* The request:
Copy the material that follows word for word and omit its pictures.

* Collected material:
-- Start --

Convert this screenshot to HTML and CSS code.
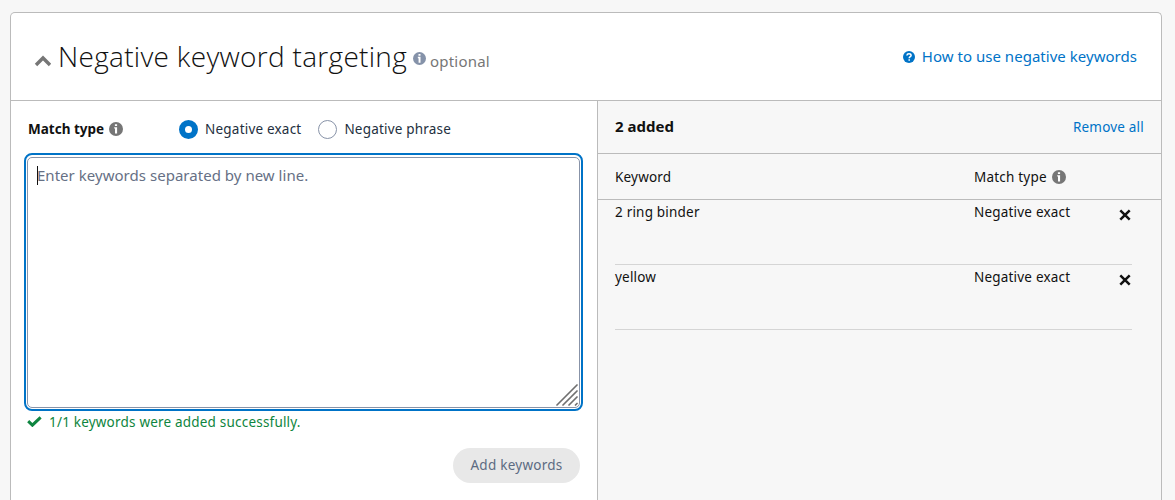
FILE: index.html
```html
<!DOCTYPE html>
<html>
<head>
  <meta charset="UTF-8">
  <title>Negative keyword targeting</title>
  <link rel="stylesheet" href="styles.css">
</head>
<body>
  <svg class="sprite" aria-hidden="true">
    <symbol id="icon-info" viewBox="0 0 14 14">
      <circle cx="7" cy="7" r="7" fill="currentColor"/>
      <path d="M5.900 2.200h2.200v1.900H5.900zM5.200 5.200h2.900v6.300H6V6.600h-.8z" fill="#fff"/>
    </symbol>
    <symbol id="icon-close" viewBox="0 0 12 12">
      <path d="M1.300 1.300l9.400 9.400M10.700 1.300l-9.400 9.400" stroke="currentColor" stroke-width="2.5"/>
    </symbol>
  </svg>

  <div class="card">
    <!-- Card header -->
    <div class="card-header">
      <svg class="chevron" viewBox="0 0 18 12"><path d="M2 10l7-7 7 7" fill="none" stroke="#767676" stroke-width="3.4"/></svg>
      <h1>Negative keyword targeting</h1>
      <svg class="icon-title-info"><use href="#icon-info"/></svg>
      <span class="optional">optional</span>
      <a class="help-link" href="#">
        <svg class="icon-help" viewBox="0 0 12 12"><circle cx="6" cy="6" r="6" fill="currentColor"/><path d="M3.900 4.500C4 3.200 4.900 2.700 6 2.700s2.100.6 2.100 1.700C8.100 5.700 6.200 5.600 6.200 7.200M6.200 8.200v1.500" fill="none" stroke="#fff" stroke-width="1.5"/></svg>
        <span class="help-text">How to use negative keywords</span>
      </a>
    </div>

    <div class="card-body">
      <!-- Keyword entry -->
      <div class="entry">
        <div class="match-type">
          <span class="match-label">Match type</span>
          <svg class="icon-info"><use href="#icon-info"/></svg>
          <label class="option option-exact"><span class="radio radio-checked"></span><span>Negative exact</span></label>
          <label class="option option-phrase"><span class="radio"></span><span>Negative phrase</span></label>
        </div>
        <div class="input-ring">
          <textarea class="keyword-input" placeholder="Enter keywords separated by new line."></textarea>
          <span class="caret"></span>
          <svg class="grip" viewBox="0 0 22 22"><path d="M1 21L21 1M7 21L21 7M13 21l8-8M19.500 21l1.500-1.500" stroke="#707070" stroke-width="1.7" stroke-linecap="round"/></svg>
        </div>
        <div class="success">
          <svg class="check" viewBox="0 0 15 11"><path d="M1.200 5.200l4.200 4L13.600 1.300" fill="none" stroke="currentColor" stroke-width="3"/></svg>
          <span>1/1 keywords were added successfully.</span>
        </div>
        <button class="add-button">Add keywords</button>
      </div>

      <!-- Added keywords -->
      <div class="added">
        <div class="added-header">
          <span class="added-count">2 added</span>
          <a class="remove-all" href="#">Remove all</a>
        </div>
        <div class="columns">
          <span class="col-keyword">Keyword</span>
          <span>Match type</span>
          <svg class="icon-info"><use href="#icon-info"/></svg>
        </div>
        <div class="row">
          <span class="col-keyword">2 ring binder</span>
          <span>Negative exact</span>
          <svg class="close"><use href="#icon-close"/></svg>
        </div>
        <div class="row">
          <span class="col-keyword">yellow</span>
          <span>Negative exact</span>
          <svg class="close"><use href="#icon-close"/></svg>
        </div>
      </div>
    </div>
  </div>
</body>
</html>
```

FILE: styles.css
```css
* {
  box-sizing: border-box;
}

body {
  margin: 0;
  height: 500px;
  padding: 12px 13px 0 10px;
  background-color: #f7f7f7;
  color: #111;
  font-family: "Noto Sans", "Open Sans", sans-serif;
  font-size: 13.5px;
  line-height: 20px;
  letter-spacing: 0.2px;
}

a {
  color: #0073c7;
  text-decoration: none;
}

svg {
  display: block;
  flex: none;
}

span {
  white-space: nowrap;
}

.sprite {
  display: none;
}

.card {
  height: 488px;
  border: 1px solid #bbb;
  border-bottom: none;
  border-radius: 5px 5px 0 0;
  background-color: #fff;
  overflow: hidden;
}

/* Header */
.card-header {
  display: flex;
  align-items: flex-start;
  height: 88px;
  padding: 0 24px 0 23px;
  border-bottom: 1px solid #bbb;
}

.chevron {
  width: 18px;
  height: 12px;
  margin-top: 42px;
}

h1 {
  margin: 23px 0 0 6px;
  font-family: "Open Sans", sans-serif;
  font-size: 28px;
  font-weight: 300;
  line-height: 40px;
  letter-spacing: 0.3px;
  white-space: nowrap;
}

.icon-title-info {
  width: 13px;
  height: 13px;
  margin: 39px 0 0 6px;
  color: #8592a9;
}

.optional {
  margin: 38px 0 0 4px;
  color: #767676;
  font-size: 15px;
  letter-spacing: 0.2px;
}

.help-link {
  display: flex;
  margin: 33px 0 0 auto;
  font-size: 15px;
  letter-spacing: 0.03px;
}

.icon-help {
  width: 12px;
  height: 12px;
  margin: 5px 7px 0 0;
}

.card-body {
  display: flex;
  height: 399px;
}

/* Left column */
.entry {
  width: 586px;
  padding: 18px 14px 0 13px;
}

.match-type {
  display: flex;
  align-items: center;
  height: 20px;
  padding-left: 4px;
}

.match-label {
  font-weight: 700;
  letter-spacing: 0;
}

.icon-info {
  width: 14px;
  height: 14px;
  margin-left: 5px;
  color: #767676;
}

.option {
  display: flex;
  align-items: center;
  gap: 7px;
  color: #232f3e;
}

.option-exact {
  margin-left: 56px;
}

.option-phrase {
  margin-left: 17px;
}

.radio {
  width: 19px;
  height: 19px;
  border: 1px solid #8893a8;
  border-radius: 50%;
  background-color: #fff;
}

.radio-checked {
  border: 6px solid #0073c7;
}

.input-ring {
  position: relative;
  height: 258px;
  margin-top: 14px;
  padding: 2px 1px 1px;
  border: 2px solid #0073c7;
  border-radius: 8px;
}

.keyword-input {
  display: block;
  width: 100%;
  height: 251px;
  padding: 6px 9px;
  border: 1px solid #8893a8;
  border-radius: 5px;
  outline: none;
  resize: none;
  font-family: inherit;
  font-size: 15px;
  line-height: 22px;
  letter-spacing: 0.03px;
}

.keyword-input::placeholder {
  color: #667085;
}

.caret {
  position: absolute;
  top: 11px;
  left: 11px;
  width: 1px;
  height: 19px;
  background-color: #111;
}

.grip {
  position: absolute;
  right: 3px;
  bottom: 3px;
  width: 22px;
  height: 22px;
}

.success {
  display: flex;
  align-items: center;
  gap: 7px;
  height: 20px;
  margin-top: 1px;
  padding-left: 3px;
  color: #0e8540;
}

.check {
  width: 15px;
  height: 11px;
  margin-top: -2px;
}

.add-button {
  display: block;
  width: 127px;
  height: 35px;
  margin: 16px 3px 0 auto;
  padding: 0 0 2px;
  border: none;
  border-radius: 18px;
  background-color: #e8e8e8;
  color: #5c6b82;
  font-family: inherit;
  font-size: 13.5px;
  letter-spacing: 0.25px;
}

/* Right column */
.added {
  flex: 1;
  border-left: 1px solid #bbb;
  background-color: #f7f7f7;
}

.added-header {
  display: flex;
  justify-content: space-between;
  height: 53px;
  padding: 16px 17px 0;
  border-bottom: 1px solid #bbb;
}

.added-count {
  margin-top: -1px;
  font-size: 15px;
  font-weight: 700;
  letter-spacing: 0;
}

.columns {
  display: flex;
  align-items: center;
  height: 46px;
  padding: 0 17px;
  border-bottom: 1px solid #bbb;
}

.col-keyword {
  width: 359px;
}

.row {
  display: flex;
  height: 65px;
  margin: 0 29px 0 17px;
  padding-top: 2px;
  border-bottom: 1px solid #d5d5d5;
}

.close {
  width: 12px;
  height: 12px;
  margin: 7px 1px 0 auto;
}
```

-- End --

* Answer:
Convert this screenshot to HTML and CSS code.
FILE: index.html
```html
<!DOCTYPE html>
<html>
<head>
  <meta charset="UTF-8">
  <title>Negative keyword targeting</title>
  <link rel="stylesheet" href="styles.css">
</head>
<body>
  <svg class="sprite" aria-hidden="true">
    <symbol id="icon-info" viewBox="0 0 14 14">
      <circle cx="7" cy="7" r="7" fill="currentColor"/>
      <path d="M5.900 2.200h2.200v1.900H5.900zM5.200 5.200h2.900v6.300H6V6.600h-.8z" fill="#fff"/>
    </symbol>
    <symbol id="icon-close" viewBox="0 0 12 12">
      <path d="M1.300 1.300l9.400 9.400M10.700 1.300l-9.400 9.400" stroke="currentColor" stroke-width="2.5"/>
    </symbol>
  </svg>

  <div class="card">
    <!-- Card header -->
    <div class="card-header">
      <svg class="chevron" viewBox="0 0 18 12"><path d="M2 10l7-7 7 7" fill="none" stroke="#767676" stroke-width="3.4"/></svg>
      <h1>Negative keyword targeting</h1>
      <svg class="icon-title-info"><use href="#icon-info"/></svg>
      <span class="optional">optional</span>
      <a class="help-link" href="#">
        <svg class="icon-help" viewBox="0 0 12 12"><circle cx="6" cy="6" r="6" fill="currentColor"/><path d="M3.900 4.500C4 3.200 4.900 2.700 6 2.700s2.100.6 2.100 1.700C8.100 5.700 6.200 5.600 6.200 7.200M6.200 8.200v1.500" fill="none" stroke="#fff" stroke-width="1.5"/></svg>
        <span class="help-text">How to use negative keywords</span>
      </a>
    </div>

    <div class="card-body">
      <!-- Keyword entry -->
      <div class="entry">
        <div class="match-type">
          <span class="match-label">Match type</span>
          <svg class="icon-info"><use href="#icon-info"/></svg>
          <label class="option option-exact"><span class="radio radio-checked"></span><span>Negative exact</span></label>
          <label class="option option-phrase"><span class="radio"></span><span>Negative phrase</span></label>
        </div>
        <div class="input-ring">
          <textarea class="keyword-input" placeholder="Enter keywords separated by new line."></textarea>
          <span class="caret"></span>
          <svg class="grip" viewBox="0 0 22 22"><path d="M1 21L21 1M7 21L21 7M13 21l8-8M19.500 21l1.500-1.500" stroke="#707070" stroke-width="1.7" stroke-linecap="round"/></svg>
        </div>
        <div class="success">
          <svg class="check" viewBox="0 0 15 11"><path d="M1.200 5.200l4.200 4L13.600 1.300" fill="none" stroke="currentColor" stroke-width="3"/></svg>
          <span>1/1 keywords were added successfully.</span>
        </div>
        <button class="add-button">Add keywords</button>
      </div>

      <!-- Added keywords -->
      <div class="added">
        <div class="added-header">
          <span class="added-count">2 added</span>
          <a class="remove-all" href="#">Remove all</a>
        </div>
        <div class="columns">
          <span class="col-keyword">Keyword</span>
          <span>Match type</span>
          <svg class="icon-info"><use href="#icon-info"/></svg>
        </div>
        <div class="row">
          <span class="col-keyword">2 ring binder</span>
          <span>Negative exact</span>
          <svg class="close"><use href="#icon-close"/></svg>
        </div>
        <div class="row">
          <span class="col-keyword">yellow</span>
          <span>Negative exact</span>
          <svg class="close"><use href="#icon-close"/></svg>
        </div>
      </div>
    </div>
  </div>
</body>
</html>
```

FILE: styles.css
```css
* {
  box-sizing: border-box;
}

body {
  margin: 0;
  height: 500px;
  padding: 12px 13px 0 10px;
  background-color: #f7f7f7;
  color: #111;
  font-family: "Noto Sans", "Open Sans", sans-serif;
  font-size: 13.5px;
  line-height: 20px;
  letter-spacing: 0.2px;
}

a {
  color: #0073c7;
  text-decoration: none;
}

svg {
  display: block;
  flex: none;
}

span {
  white-space: nowrap;
}

.sprite {
  display: none;
}

.card {
  height: 488px;
  border: 1px solid #bbb;
  border-bottom: none;
  border-radius: 5px 5px 0 0;
  background-color: #fff;
  overflow: hidden;
}

/* Header */
.card-header {
  display: flex;
  align-items: flex-start;
  height: 88px;
  padding: 0 24px 0 23px;
  border-bottom: 1px solid #bbb;
}

.chevron {
  width: 18px;
  height: 12px;
  margin-top: 42px;
}

h1 {
  margin: 23px 0 0 6px;
  font-family: "Open Sans", sans-serif;
  font-size: 28px;
  font-weight: 300;
  line-height: 40px;
  letter-spacing: 0.3px;
  white-space: nowrap;
}

.icon-title-info {
  width: 13px;
  height: 13px;
  margin: 39px 0 0 6px;
  color: #8592a9;
}

.optional {
  margin: 38px 0 0 4px;
  color: #767676;
  font-size: 15px;
  letter-spacing: 0.2px;
}

.help-link {
  display: flex;
  margin: 33px 0 0 auto;
  font-size: 15px;
  letter-spacing: 0.03px;
}

.icon-help {
  width: 12px;
  height: 12px;
  margin: 5px 7px 0 0;
}

.card-body {
  display: flex;
  height: 399px;
}

/* Left column */
.entry {
  width: 586px;
  padding: 18px 14px 0 13px;
}

.match-type {
  display: flex;
  align-items: center;
  height: 20px;
  padding-left: 4px;
}

.match-label {
  font-weight: 700;
  letter-spacing: 0;
}

.icon-info {
  width: 14px;
  height: 14px;
  margin-left: 5px;
  color: #767676;
}

.option {
  display: flex;
  align-items: center;
  gap: 7px;
  color: #232f3e;
}

.option-exact {
  margin-left: 56px;
}

.option-phrase {
  margin-left: 17px;
}

.radio {
  width: 19px;
  height: 19px;
  border: 1px solid #8893a8;
  border-radius: 50%;
  background-color: #fff;
}

.radio-checked {
  border: 6px solid #0073c7;
}

.input-ring {
  position: relative;
  height: 258px;
  margin-top: 14px;
  padding: 2px 1px 1px;
  border: 2px solid #0073c7;
  border-radius: 8px;
}

.keyword-input {
  display: block;
  width: 100%;
  height: 251px;
  padding: 6px 9px;
  border: 1px solid #8893a8;
  border-radius: 5px;
  outline: none;
  resize: none;
  font-family: inherit;
  font-size: 15px;
  line-height: 22px;
  letter-spacing: 0.03px;
}

.keyword-input::placeholder {
  color: #667085;
}

.caret {
  position: absolute;
  top: 11px;
  left: 11px;
  width: 1px;
  height: 19px;
  background-color: #111;
}

.grip {
  position: absolute;
  right: 3px;
  bottom: 3px;
  width: 22px;
  height: 22px;
}

.success {
  display: flex;
  align-items: center;
  gap: 7px;
  height: 20px;
  margin-top: 1px;
  padding-left: 3px;
  color: #0e8540;
}

.check {
  width: 15px;
  height: 11px;
  margin-top: -2px;
}

.add-button {
  display: block;
  width: 127px;
  height: 35px;
  margin: 16px 3px 0 auto;
  padding: 0 0 2px;
  border: none;
  border-radius: 18px;
  background-color: #e8e8e8;
  color: #5c6b82;
  font-family: inherit;
  font-size: 13.5px;
  letter-spacing: 0.25px;
}

/* Right column */
.added {
  flex: 1;
  border-left: 1px solid #bbb;
  background-color: #f7f7f7;
}

.added-header {
  display: flex;
  justify-content: space-between;
  height: 53px;
  padding: 16px 17px 0;
  border-bottom: 1px solid #bbb;
}

.added-count {
  margin-top: -1px;
  font-size: 15px;
  font-weight: 700;
  letter-spacing: 0;
}

.columns {
  display: flex;
  align-items: center;
  height: 46px;
  padding: 0 17px;
  border-bottom: 1px solid #bbb;
}

.col-keyword {
  width: 359px;
}

.row {
  display: flex;
  height: 65px;
  margin: 0 29px 0 17px;
  padding-top: 2px;
  border-bottom: 1px solid #d5d5d5;
}

.close {
  width: 12px;
  height: 12px;
  margin: 7px 1px 0 auto;
}
```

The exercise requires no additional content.